There are a vast number of different approaches to constraint solving, owing to the importance of the problem. We survey briefly the major approaches and characterize their advantages and shortcomings.Focusing on the graph-directed approach to constraint solving, we explain in detail how it works. A constraint solver of this type probably begins with a reduction of the shape vocabulary and of the constraints. For instance, a fixed-radius circle might be replaced with its centerpoint, suitably changing the constraints to account for the known radius. The solver then formulates a constraint graph. By a graph analysis, a sequence of computational steps is derived which, when carried out, solves the constraint problem. These steps are elementary steps and steps that merge clusters of geometric elements arising from partial constructions.
The scope of problems that can be solved in this approach can be enlarged by some graph transformations that correspond to reasoning about the constraint problem. Moreover, different solutions to a constraint problem may exist, and they can be found by a suitable mechanism that identifies any one of the potentially exponential number of different solutions. This mechanism also figures prominently in the problem of solving the constraint problem for different values of dimensional constraints, such as might arise in animation.

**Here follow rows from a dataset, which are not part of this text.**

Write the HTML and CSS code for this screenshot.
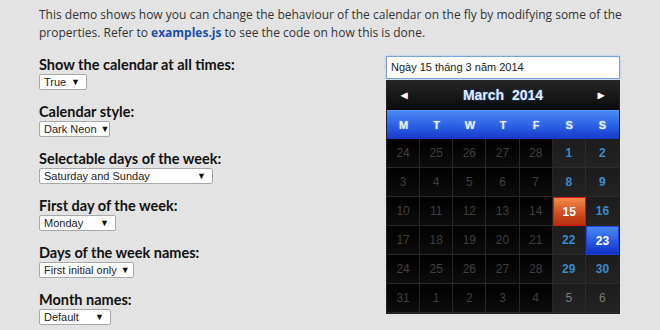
FILE: index.html
```html
<!DOCTYPE html>
<html>
<head>
<meta charset="utf-8">
<link rel="stylesheet" href="styles.css">
</head>
<body>
<div class="page">
  <p class="intro">This demo shows how you can change the behaviour of the calendar on the fly by modifying some of the properties. Refer to <a href="#">examples.js</a> to see the code on how this is done.</p>
  <div class="main">
    <div class="form">
      <div class="field">
        <h4>Show the calendar at all times:</h4>
        <div class="select w-true"><span>True</span><span class="arr">▼</span></div>
      </div>
      <div class="field">
        <h4>Calendar style:</h4>
        <div class="select w-style"><span>Dark Neon</span><span class="arr">▼</span></div>
      </div>
      <div class="field">
        <h4>Selectable days of the week:</h4>
        <div class="select w-days"><span>Saturday and Sunday</span><span class="arr">▼</span></div>
      </div>
      <div class="field">
        <h4>First day of the week:</h4>
        <div class="select w-first"><span>Monday</span><span class="arr">▼</span></div>
      </div>
      <div class="field">
        <h4>Days of the week names:</h4>
        <div class="select w-names"><span>First initial only</span><span class="arr">▼</span></div>
      </div>
      <div class="field">
        <h4>Month names:</h4>
        <div class="select w-month"><span>Default</span><span class="arr">▼</span></div>
      </div>
    </div>
    <div class="cal-wrap">
      <div class="date-input">Ngày 15 tháng 3 năm 2014</div>
      <div class="cal">
        <div class="cal-head"><span class="nav">◄</span><span class="title">March&nbsp; 2014</span><span class="nav">►</span></div>
        <div class="cal-days"><span>M</span><span>T</span><span>W</span><span>T</span><span>F</span><span>S</span><span>S</span></div>
        <div class="grid">
          <span class="d o">24</span><span class="d o">25</span><span class="d o">26</span><span class="d o">27</span><span class="d o">28</span><span class="d we">1</span><span class="d we">2</span>
          <span class="d o">3</span><span class="d o">4</span><span class="d o">5</span><span class="d o">6</span><span class="d o">7</span><span class="d we">8</span><span class="d we">9</span>
          <span class="d o">10</span><span class="d o">11</span><span class="d o">12</span><span class="d o">13</span><span class="d o">14</span><span class="d we sel">15</span><span class="d we">16</span>
          <span class="d o">17</span><span class="d o">18</span><span class="d o">19</span><span class="d o">20</span><span class="d o">21</span><span class="d we">22</span><span class="d we today">23</span>
          <span class="d o">24</span><span class="d o">25</span><span class="d o">26</span><span class="d o">27</span><span class="d o">28</span><span class="d we">29</span><span class="d we">30</span>
          <span class="d o">31</span><span class="d o">1</span><span class="d o">2</span><span class="d o">3</span><span class="d o">4</span><span class="d we om">5</span><span class="d we om">6</span>
        </div>
      </div>
    </div>
  </div>
</div>
</body>
</html>
```
FILE: styles.css
```css
html, body {
  margin: 0;
  padding: 0;
}
body {
  background: #e3e3e3;
  font-family: Lato, "Open Sans", "Liberation Sans", sans-serif;
  color: #333;
  width: 660px;
  height: 330px;
  overflow: hidden;
}
.page {
  padding: 6px 0 0 39px;
}
.intro {
  margin: 0;
  font-family: "Open Sans", "Liberation Sans", sans-serif;
  font-size: 12px;
  line-height: 18px;
  width: 600px;
  color: #333;
}
.intro a {
  color: #1d4fa8;
  font-weight: bold;
  text-decoration: none;
}
.main {
  display: flex;
  margin-top: 14px;
}
.form {
  width: 347px;
  display: flex;
  flex-direction: column;
  gap: 13px;
}
.field h4 {
  margin: 0;
  font-size: 14.5px;
  line-height: 17px;
  font-weight: bold;
  color: #111;
}
.select {
  margin-top: 1px;
  height: 14px;
  background: #fff;
  border: 1px solid #a9a9a9;
  border-radius: 2px;
  display: flex;
  justify-content: space-between;
  align-items: center;
  gap: 4px;
  padding: 0 6px 0 4px;
  font-family: "Liberation Sans", Arial, sans-serif;
  font-size: 11px;
  color: #222;
  white-space: nowrap;
  box-sizing: content-box;
}
.select .arr {
  font-size: 9px;
  color: #111;
}
.w-true { width: 36px; }
.w-style { width: 59px; }
.w-days { width: 162px; }
.w-first { width: 65px; }
.w-names { width: 83px; }
.w-month { width: 60px; }

.cal-wrap {
  width: 234px;
}
.date-input {
  height: 21px;
  border: 1px solid #7aa2e0;
  background: #fff;
  font-family: "Liberation Sans", Arial, sans-serif;
  font-size: 11px;
  line-height: 21px;
  padding: 0 4px;
  color: #222;
  box-shadow: 0 0 2px #9bbcf0;
}
.cal {
  margin-top: 1px;
  background: #1a1a1a;
  border: 1px solid #222;
  border-top: 0;
  font-family: "Liberation Sans", Arial, sans-serif;
}
.cal-head {
  height: 30px;
  display: flex;
  align-items: center;
  justify-content: space-between;
  padding: 0 12px;
  background: linear-gradient(#262626, #0b0b0b);
}
.cal-head .nav {
  color: #fff;
  font-size: 11px;
  text-shadow: -1px 0 0 #c8a060;
}
.cal-head .title {
  color: #e2ecff;
  font-weight: bold;
  font-size: 14px;
  text-shadow: 0 0 2px #3a6ad0;
}
.cal-days {
  display: grid;
  grid-template-columns: repeat(7, 1fr);
  height: 28px;
  align-items: center;
  background: linear-gradient(#4a88f4, #2b63e6 50%, #1838c8);
  border-top: 1px solid #5a94ff;
}
.cal-days span {
  text-align: center;
  color: #eef3ff;
  font-weight: bold;
  font-size: 11px;
  text-shadow: 0 0 2px #8ab0ff;
}
.grid {
  display: grid;
  grid-template-columns: repeat(7, 1fr);
  grid-auto-rows: 29px;
  background: #222;
}
.d {
  display: flex;
  align-items: center;
  justify-content: center;
  font-size: 12px;
  border-right: 1px solid #262626;
  border-bottom: 1px solid #262626;
}
.d:nth-child(7n) {
  border-right: 0;
}
.d.o {
  background: linear-gradient(#000, #0d0d0d);
  color: #3f3f3f;
}
.d.we {
  background: linear-gradient(#1c1c1c, #232323);
  color: #3a8acc;
  font-weight: bold;
  border-color: #2b2b2b;
}
.d.we.om {
  color: #7a7a7a;
  font-weight: normal;
}
.d.sel {
  background: linear-gradient(#f58a4a, #d04a1e 60%, #b52e10);
  border: 1px solid #e01010;
  color: #fff;
}
.d.today {
  background: linear-gradient(#4a88f4, #2454e0 60%, #1030c0);
  border: 1px solid #1d3fe0;
  color: #fff;
}
```
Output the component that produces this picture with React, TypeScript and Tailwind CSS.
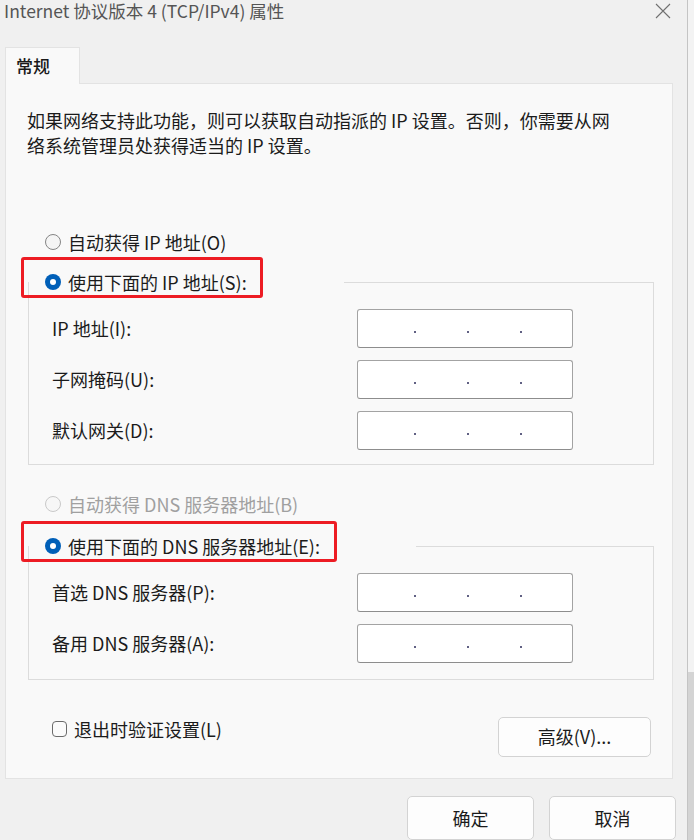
import type { ReactNode } from 'react';

const font = "font-['Noto_Sans_CJK_SC','Noto_Sans',sans-serif]";

function Radio({ checked, disabled }: { checked?: boolean; disabled?: boolean }) {
  if (checked) {
    return (
      <span className="flex h-4 w-4 shrink-0 items-center justify-center rounded-full bg-[#005fb8]">
        <span className="h-[6px] w-[6px] rounded-full bg-white" />
      </span>
    );
  }
  return (
    <span
      className={
        disabled
          ? 'h-4 w-4 shrink-0 rounded-full border border-[#c9c9c9] bg-[#f7f7f7]'
          : 'h-4 w-4 shrink-0 rounded-full border border-[#858585] bg-[#f5f5f5]'
      }
    />
  );
}

function IpInput() {
  return (
    <div className="flex h-[39px] w-[216px] items-center rounded-[3px] border border-[#a3a3a3] border-b-[#8d8d8d] bg-white pl-[56px]">
      <div className="mt-[7px] flex gap-[51px]">
        <span className="h-[2px] w-[2px] rounded-full bg-[#2d2d5a]" />
        <span className="h-[2px] w-[2px] rounded-full bg-[#2d2d5a]" />
        <span className="h-[2px] w-[2px] rounded-full bg-[#2d2d5a]" />
      </div>
    </div>
  );
}

function Field({ label }: { label: string }) {
  return (
    <div className="flex items-center pl-[23px]">
      <span className="w-[305px] text-[18px] leading-[24px] text-[#1b1b1b]">{label}</span>
      <IpInput />
    </div>
  );
}

function GroupBox({ legend, legendWidth, boxWidth, children }: { legend: string; legendWidth: string; boxWidth: string; children: ReactNode }) {
  return (
    <div className="relative ml-[22px] w-[626px] border border-[#dcdcdc]">
      <div className={`absolute -top-[13px] left-0 flex h-[24px] items-center gap-[7px] bg-[#f9f9f9] pl-[16px] ${legendWidth}`}>
        <Radio checked />
        <span className="text-[18px] leading-[24px] text-[#1b1b1b]">{legend}</span>
      </div>
      <div className={`pointer-events-none absolute -top-[26px] -left-[8px] h-[41px] rounded-[3px] border-[3px] border-[#ed1c24] ${boxWidth}`} />
      {children}
    </div>
  );
}

function Button({ children, className }: { children: ReactNode; className: string }) {
  return (
    <div className={`flex items-center justify-center rounded-[5px] border border-[#d3d3d3] bg-[#fdfdfd] text-[18px] text-[#1b1b1b] ${className}`}>
      {children}
    </div>
  );
}

export default function App() {
  return (
    <div className={`flex h-[840px] w-[694px] overflow-hidden ${font}`}>
      <div className="flex h-full w-[687px] flex-col bg-[#f0f0f0]">
        <header className="flex h-[47px] items-start justify-between">
          <span className="pl-[4px] text-[17.5px] leading-[22px] text-[#555555]">Internet 协议版本 4 (TCP/IPv4) 属性</span>
          <svg width="16" height="16" viewBox="0 0 16 16" className="mt-[3px] mr-[16px]">
            <path d="M1 1 L15 15 M15 1 L1 15" stroke="#707070" strokeWidth="1.1" fill="none" />
          </svg>
        </header>

        <div className="relative z-10 -mb-px ml-[5px] flex h-[37px] w-[75px] items-center border border-b-0 border-[#e3e3e3] bg-[#f9f9f9] pl-[10px]">
          <span className="text-[17px] font-medium leading-[24px] text-[#1a1a1a]">常规</span>
        </div>

        <section className="ml-[5px] flex h-[700px] w-[668px] flex-col border border-[#e3e3e3] bg-[#f9f9f9]">
          <p className="mt-[24px] w-[615px] pl-[21px] text-[18px] leading-[25px] text-[#1b1b1b]">
            如果网络支持此功能，则可以获取自动指派的 IP 设置。否则，你需要从网络系统管理员处获得适当的 IP 设置。
          </p>

          <div className="mt-[72px] flex h-[24px] items-center gap-[7px] pl-[39px]">
            <Radio />
            <span className="text-[18px] leading-[24px] text-[#1b1b1b]">自动获得 IP 地址(O)</span>
          </div>

          <div className="mt-[28px]">
            <GroupBox legend="使用下面的 IP 地址(S):" legendWidth="w-[315px]" boxWidth="w-[242px]">
              <div className="flex flex-col gap-[12px] pt-[26px] pb-[14px]">
                <Field label="IP 地址(I):" />
                <Field label="子网掩码(U):" />
                <Field label="默认网关(D):" />
              </div>
            </GroupBox>
          </div>

          <div className="mt-[27px] flex h-[24px] items-center gap-[7px] pl-[39px]">
            <Radio disabled />
            <span className="text-[18px] leading-[24px] text-[#a0a0a0]">自动获得 DNS 服务器地址(B)</span>
          </div>

          <div className="mt-[30px]">
            <GroupBox legend="使用下面的 DNS 服务器地址(E):" legendWidth="w-[387px]" boxWidth="w-[316px]">
              <div className="flex flex-col gap-[12px] pt-[26px] pb-[16px]">
                <Field label="首选 DNS 服务器(P):" />
                <Field label="备用 DNS 服务器(A):" />
              </div>
            </GroupBox>
          </div>

          <div className="mt-[37px] flex items-start justify-between pr-[21px] pl-[46px]">
            <label className="flex h-[24px] items-center gap-[7px]">
              <span className="h-[16px] w-[15px] rounded-[4px] border border-[#6b6b6b] bg-[#fbfbfb]" />
              <span className="text-[18px] leading-[24px] text-[#1b1b1b]">退出时验证设置(L)</span>
            </label>
            <Button className="h-[40px] w-[153px]">高级(V)...</Button>
          </div>
        </section>

        <div className="mt-[17px] flex justify-end gap-[15px] pr-[11px]">
          <Button className="h-[44px] w-[127px]">确定</Button>
          <Button className="h-[44px] w-[127px]">取消</Button>
        </div>
      </div>
      <div className="h-full w-px bg-[#c4c4c4]" />
      <div className="flex h-full w-[6px] flex-col">
        <div className="h-[672px] bg-[#f3f3f3]" />
        <div className="flex-1 bg-[#d4d4d4]" />
      </div>
    </div>
  );
}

Variable-radius circles are circles whose radius must be determined implicitly from the constraint schema, rather than being stipulated explicitly. Such geometric elements add new complexity to the constraint solver and necessitate new construction techniques. Among these techniques are classical constructions that solve the Apollonius problem and related problems, using techniques of Laguerre geometry. We will sketch some of these techniques as well, time permitting.